■ WHAT YOU NEED TO DO ■
Write out the data again in full, exactly as it reads.
%%
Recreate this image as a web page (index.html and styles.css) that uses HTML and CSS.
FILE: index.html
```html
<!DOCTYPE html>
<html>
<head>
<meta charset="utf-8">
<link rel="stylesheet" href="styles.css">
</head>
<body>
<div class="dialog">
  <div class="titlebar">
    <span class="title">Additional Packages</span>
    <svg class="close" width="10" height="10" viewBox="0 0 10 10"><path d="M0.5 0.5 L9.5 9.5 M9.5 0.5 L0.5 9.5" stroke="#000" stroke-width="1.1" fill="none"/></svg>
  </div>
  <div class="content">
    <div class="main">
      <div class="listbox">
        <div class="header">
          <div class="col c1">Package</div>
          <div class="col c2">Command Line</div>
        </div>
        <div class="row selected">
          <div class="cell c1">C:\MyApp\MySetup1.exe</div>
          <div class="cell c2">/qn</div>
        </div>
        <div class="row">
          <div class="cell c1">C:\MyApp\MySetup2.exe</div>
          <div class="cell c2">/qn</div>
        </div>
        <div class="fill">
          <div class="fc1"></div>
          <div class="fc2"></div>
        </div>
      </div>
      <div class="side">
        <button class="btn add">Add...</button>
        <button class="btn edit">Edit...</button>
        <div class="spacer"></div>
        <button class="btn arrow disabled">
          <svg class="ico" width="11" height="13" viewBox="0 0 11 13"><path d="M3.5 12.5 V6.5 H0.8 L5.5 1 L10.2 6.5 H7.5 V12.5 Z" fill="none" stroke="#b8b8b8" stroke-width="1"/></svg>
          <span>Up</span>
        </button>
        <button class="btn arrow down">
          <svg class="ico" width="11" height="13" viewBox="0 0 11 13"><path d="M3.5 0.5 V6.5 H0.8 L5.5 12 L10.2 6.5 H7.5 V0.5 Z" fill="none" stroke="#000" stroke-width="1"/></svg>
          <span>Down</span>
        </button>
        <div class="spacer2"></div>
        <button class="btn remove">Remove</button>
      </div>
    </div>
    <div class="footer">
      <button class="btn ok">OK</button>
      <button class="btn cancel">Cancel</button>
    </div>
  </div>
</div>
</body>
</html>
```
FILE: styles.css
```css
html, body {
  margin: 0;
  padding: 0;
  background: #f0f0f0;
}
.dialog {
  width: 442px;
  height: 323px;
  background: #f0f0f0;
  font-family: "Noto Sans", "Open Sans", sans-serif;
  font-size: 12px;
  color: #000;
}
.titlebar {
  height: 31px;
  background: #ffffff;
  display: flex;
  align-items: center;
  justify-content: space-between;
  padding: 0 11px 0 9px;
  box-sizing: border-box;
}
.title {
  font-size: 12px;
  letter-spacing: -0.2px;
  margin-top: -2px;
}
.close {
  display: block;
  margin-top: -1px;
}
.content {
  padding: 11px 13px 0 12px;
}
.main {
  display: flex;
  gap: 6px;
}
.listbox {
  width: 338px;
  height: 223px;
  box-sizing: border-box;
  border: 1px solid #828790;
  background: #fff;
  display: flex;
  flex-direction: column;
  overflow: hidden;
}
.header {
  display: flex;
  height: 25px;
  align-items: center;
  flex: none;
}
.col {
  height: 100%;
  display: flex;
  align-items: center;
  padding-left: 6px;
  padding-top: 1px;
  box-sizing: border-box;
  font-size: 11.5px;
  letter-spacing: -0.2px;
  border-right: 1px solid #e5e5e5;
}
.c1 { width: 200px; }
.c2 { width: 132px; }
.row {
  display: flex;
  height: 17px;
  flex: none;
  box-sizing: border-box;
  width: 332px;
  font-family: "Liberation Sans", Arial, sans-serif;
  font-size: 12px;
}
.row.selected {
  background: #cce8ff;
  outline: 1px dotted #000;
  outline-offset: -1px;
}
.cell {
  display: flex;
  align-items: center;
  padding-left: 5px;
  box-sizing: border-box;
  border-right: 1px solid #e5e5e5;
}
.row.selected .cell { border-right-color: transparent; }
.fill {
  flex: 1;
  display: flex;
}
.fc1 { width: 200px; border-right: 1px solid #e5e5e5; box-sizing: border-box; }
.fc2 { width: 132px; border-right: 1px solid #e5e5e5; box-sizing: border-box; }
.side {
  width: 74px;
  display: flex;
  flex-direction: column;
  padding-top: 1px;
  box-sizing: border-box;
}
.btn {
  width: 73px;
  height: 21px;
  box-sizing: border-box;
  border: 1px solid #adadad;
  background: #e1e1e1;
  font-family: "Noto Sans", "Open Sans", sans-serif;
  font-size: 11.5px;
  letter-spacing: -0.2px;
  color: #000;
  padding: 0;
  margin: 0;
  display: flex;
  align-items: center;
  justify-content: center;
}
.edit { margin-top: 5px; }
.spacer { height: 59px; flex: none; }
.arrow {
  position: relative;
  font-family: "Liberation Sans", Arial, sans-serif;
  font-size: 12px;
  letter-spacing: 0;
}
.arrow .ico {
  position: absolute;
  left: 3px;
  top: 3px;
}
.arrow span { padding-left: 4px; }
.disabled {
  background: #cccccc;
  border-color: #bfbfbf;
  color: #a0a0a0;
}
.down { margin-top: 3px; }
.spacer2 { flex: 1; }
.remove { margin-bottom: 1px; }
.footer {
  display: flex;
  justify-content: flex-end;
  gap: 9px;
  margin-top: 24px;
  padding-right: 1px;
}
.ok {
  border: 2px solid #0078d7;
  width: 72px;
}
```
%%
■ WORKED SOLUTION ■
Recreate this image as a web page (index.html and styles.css) that uses HTML and CSS.
FILE: index.html
```html
<!DOCTYPE html>
<html>
<head>
<meta charset="utf-8">
<link rel="stylesheet" href="styles.css">
</head>
<body>
<div class="dialog">
  <div class="titlebar">
    <span class="title">Additional Packages</span>
    <svg class="close" width="10" height="10" viewBox="0 0 10 10"><path d="M0.5 0.5 L9.5 9.5 M9.5 0.5 L0.5 9.5" stroke="#000" stroke-width="1.1" fill="none"/></svg>
  </div>
  <div class="content">
    <div class="main">
      <div class="listbox">
        <div class="header">
          <div class="col c1">Package</div>
          <div class="col c2">Command Line</div>
        </div>
        <div class="row selected">
          <div class="cell c1">C:\MyApp\MySetup1.exe</div>
          <div class="cell c2">/qn</div>
        </div>
        <div class="row">
          <div class="cell c1">C:\MyApp\MySetup2.exe</div>
          <div class="cell c2">/qn</div>
        </div>
        <div class="fill">
          <div class="fc1"></div>
          <div class="fc2"></div>
        </div>
      </div>
      <div class="side">
        <button class="btn add">Add...</button>
        <button class="btn edit">Edit...</button>
        <div class="spacer"></div>
        <button class="btn arrow disabled">
          <svg class="ico" width="11" height="13" viewBox="0 0 11 13"><path d="M3.5 12.5 V6.5 H0.8 L5.5 1 L10.2 6.5 H7.5 V12.5 Z" fill="none" stroke="#b8b8b8" stroke-width="1"/></svg>
          <span>Up</span>
        </button>
        <button class="btn arrow down">
          <svg class="ico" width="11" height="13" viewBox="0 0 11 13"><path d="M3.5 0.5 V6.5 H0.8 L5.5 12 L10.2 6.5 H7.5 V0.5 Z" fill="none" stroke="#000" stroke-width="1"/></svg>
          <span>Down</span>
        </button>
        <div class="spacer2"></div>
        <button class="btn remove">Remove</button>
      </div>
    </div>
    <div class="footer">
      <button class="btn ok">OK</button>
      <button class="btn cancel">Cancel</button>
    </div>
  </div>
</div>
</body>
</html>
```
FILE: styles.css
```css
html, body {
  margin: 0;
  padding: 0;
  background: #f0f0f0;
}
.dialog {
  width: 442px;
  height: 323px;
  background: #f0f0f0;
  font-family: "Noto Sans", "Open Sans", sans-serif;
  font-size: 12px;
  color: #000;
}
.titlebar {
  height: 31px;
  background: #ffffff;
  display: flex;
  align-items: center;
  justify-content: space-between;
  padding: 0 11px 0 9px;
  box-sizing: border-box;
}
.title {
  font-size: 12px;
  letter-spacing: -0.2px;
  margin-top: -2px;
}
.close {
  display: block;
  margin-top: -1px;
}
.content {
  padding: 11px 13px 0 12px;
}
.main {
  display: flex;
  gap: 6px;
}
.listbox {
  width: 338px;
  height: 223px;
  box-sizing: border-box;
  border: 1px solid #828790;
  background: #fff;
  display: flex;
  flex-direction: column;
  overflow: hidden;
}
.header {
  display: flex;
  height: 25px;
  align-items: center;
  flex: none;
}
.col {
  height: 100%;
  display: flex;
  align-items: center;
  padding-left: 6px;
  padding-top: 1px;
  box-sizing: border-box;
  font-size: 11.5px;
  letter-spacing: -0.2px;
  border-right: 1px solid #e5e5e5;
}
.c1 { width: 200px; }
.c2 { width: 132px; }
.row {
  display: flex;
  height: 17px;
  flex: none;
  box-sizing: border-box;
  width: 332px;
  font-family: "Liberation Sans", Arial, sans-serif;
  font-size: 12px;
}
.row.selected {
  background: #cce8ff;
  outline: 1px dotted #000;
  outline-offset: -1px;
}
.cell {
  display: flex;
  align-items: center;
  padding-left: 5px;
  box-sizing: border-box;
  border-right: 1px solid #e5e5e5;
}
.row.selected .cell { border-right-color: transparent; }
.fill {
  flex: 1;
  display: flex;
}
.fc1 { width: 200px; border-right: 1px solid #e5e5e5; box-sizing: border-box; }
.fc2 { width: 132px; border-right: 1px solid #e5e5e5; box-sizing: border-box; }
.side {
  width: 74px;
  display: flex;
  flex-direction: column;
  padding-top: 1px;
  box-sizing: border-box;
}
.btn {
  width: 73px;
  height: 21px;
  box-sizing: border-box;
  border: 1px solid #adadad;
  background: #e1e1e1;
  font-family: "Noto Sans", "Open Sans", sans-serif;
  font-size: 11.5px;
  letter-spacing: -0.2px;
  color: #000;
  padding: 0;
  margin: 0;
  display: flex;
  align-items: center;
  justify-content: center;
}
.edit { margin-top: 5px; }
.spacer { height: 59px; flex: none; }
.arrow {
  position: relative;
  font-family: "Liberation Sans", Arial, sans-serif;
  font-size: 12px;
  letter-spacing: 0;
}
.arrow .ico {
  position: absolute;
  left: 3px;
  top: 3px;
}
.arrow span { padding-left: 4px; }
.disabled {
  background: #cccccc;
  border-color: #bfbfbf;
  color: #a0a0a0;
}
.down { margin-top: 3px; }
.spacer2 { flex: 1; }
.remove { margin-bottom: 1px; }
.footer {
  display: flex;
  justify-content: flex-end;
  gap: 9px;
  margin-top: 24px;
  padding-right: 1px;
}
.ok {
  border: 2px solid #0078d7;
  width: 72px;
}
```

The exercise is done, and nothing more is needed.